We wrote our own strategy and managed to lower the mean. We use a seed word stone as a first guess for all cases, we found that running guesses with highest likelihood after have the match array from that words gives as better results.

strategy_extra <- function(unknown, cha_matrix, words_arr, print_guesses = FALSE){
  word_arr = words_arr #this list will change in the function
  letter_matrix = cha_matrix #this matrix wiil change in the function
  guess_word = "stone"
  # guess_word = "salet"
  counter = 1
  result = rbind(wordle_match(guess_word, unknown))
  if(print_guesses == TRUE) { # print option
    cat("Guess number: ",counter,"\n")
    print(rbind(str_split_fixed(guess_word, "", n=5), result))
    cat("-------------------------------","\n")
  }
  dict = get.words.likelihoods.df.sorted(letter_matrix, word_arr)
  d = as.data.frame(filter_words_by_match(guess_word, result, dict$words[dict$words!=guess_word]))
  colnames(d) = "words"
  dict = inner_join(x = d ,y = dict, by = "words")
  word_arr = array(dict$words)
  word_mat = str_split_fixed(word_arr, "", n=5)
  letter_matrix = get_char_locs_freqs(word_mat)
  while(guess_word != unknown){
    counter = counter + 1
    dict = get.words.likelihoods.df.sorted(letter_matrix, word_arr)
    if (sum(result)<4){
      guess_word = dict$words[1] # choose the most likely
    }
    else{ # if sum = 4 we need to guess one last word
      place = which(result==0) # find the index where we have 0 in wordle
      ind = (which(as.matrix(letter_matrix[,place]>0))) # find the indexes that the value in the matrix is more than zero
      last_letters = rownames(letter_matrix)[ind] # names of the letters
      mati = as.data.frame(cha_matrix)
      mati = mati %>% filter(rownames(mati) %in% c(last_letters)) %>% select(all_of(place)) 
      max_ind = which.max(mati[,1]) # find the letter with the most value
      guess_letter = rownames(mati)[max_ind]
      guess_split = str_split_fixed(guess_word, "", n=5)
      guess_split[place] = guess_letter # change the letter in the 0 place
      guess_word = str_c(guess_split, collapse = "")

    }
    result = rbind(wordle_match(guess_word, unknown)) 
    if(print_guesses == TRUE) { # print option
        cat("Guess number: ",counter,"\n")
        print(rbind(str_split_fixed(guess_word, "", n=5), result))
        cat("-------------------------------","\n")
    }
    d = as.data.frame(filter_words_by_match(guess_word, result, dict$words[dict$words!=guess_word]))
    colnames(d) = "words"
    dict = inner_join(x = d ,y = dict, by = "words")
    word_arr = as.matrix(dict$words)
    word_mat = str_split_fixed(word_arr, "", n=5)
    letter_matrix = get_char_locs_freqs(word_mat)
  } #end of while loop
  return(counter)
}

Running it once:

paste("Total tries count in Stategy Extra: ",strategy_extra("mouse",chars_locations.freqs.mat, wordle.words, print_guesses = TRUE))
## Guess number:  1 
##      [,1] [,2] [,3] [,4] [,5]
## [1,] "s"  "t"  "o"  "n"  "e" 
## [2,] "-1" "0"  "-1" "0"  "1" 
## ------------------------------- 
## Guess number:  2 
##      [,1] [,2] [,3] [,4] [,5]
## [1,] "d"  "o"  "u"  "s"  "e" 
## [2,] "0"  "1"  "1"  "1"  "1" 
## ------------------------------- 
## Guess number:  3 
##      [,1] [,2] [,3] [,4] [,5]
## [1,] "m"  "o"  "u"  "s"  "e" 
## [2,] "1"  "1"  "1"  "1"  "1" 
## -------------------------------
## [1] "Total tries count in Stategy Extra:  3"

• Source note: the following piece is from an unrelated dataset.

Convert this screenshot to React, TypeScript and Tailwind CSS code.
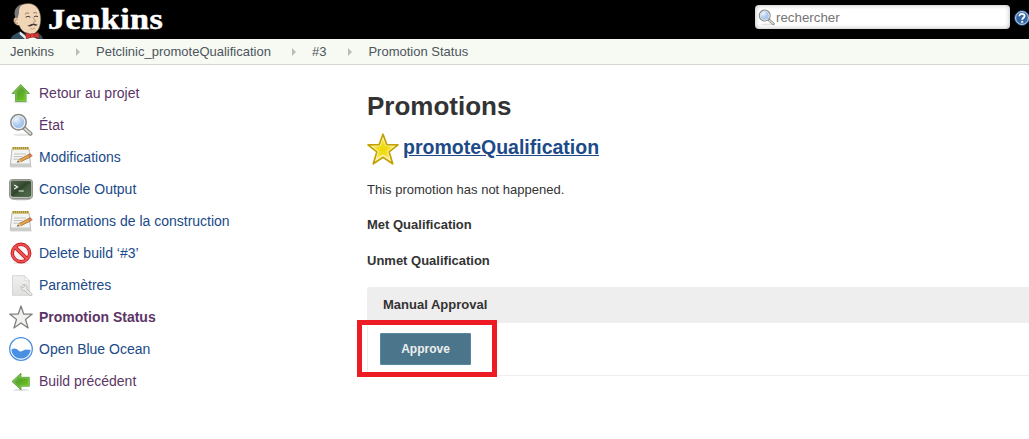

Running it 100 times and showing the mean:

strateyg_extra.results = sapply(unknown_vec,function(w){
  strategy_extra(w, chars_locations.freqs.mat, wordle.words)})
mean(strateyg_extra.results)
## [1] 4.29
df_strategies$strategy_extra = strateyg_extra.results
df_reshaped <- data.frame(x = df_strategies$index ,strategy = c(df_strategies$res_strategy2, df_strategies$res_strategy3, df_strategies$strategy_extra),group = c(rep("Strategy2", nrow(df_strategies)),
                                 rep("Strategy3", nrow(df_strategies)),
                                 rep("Strategy Extra", nrow(df_strategies))))
 
ggplot(df_reshaped, aes(strategy,x, col = group)) +  stat_ecdf() + ggtitle("Guesses of Strategies") + xlab("Number of Guesses") + ylab("Relative Frequancy of Numer of Guesses")

The strategy is significant since much more tries succeed till the third, the fourth or the fifth try.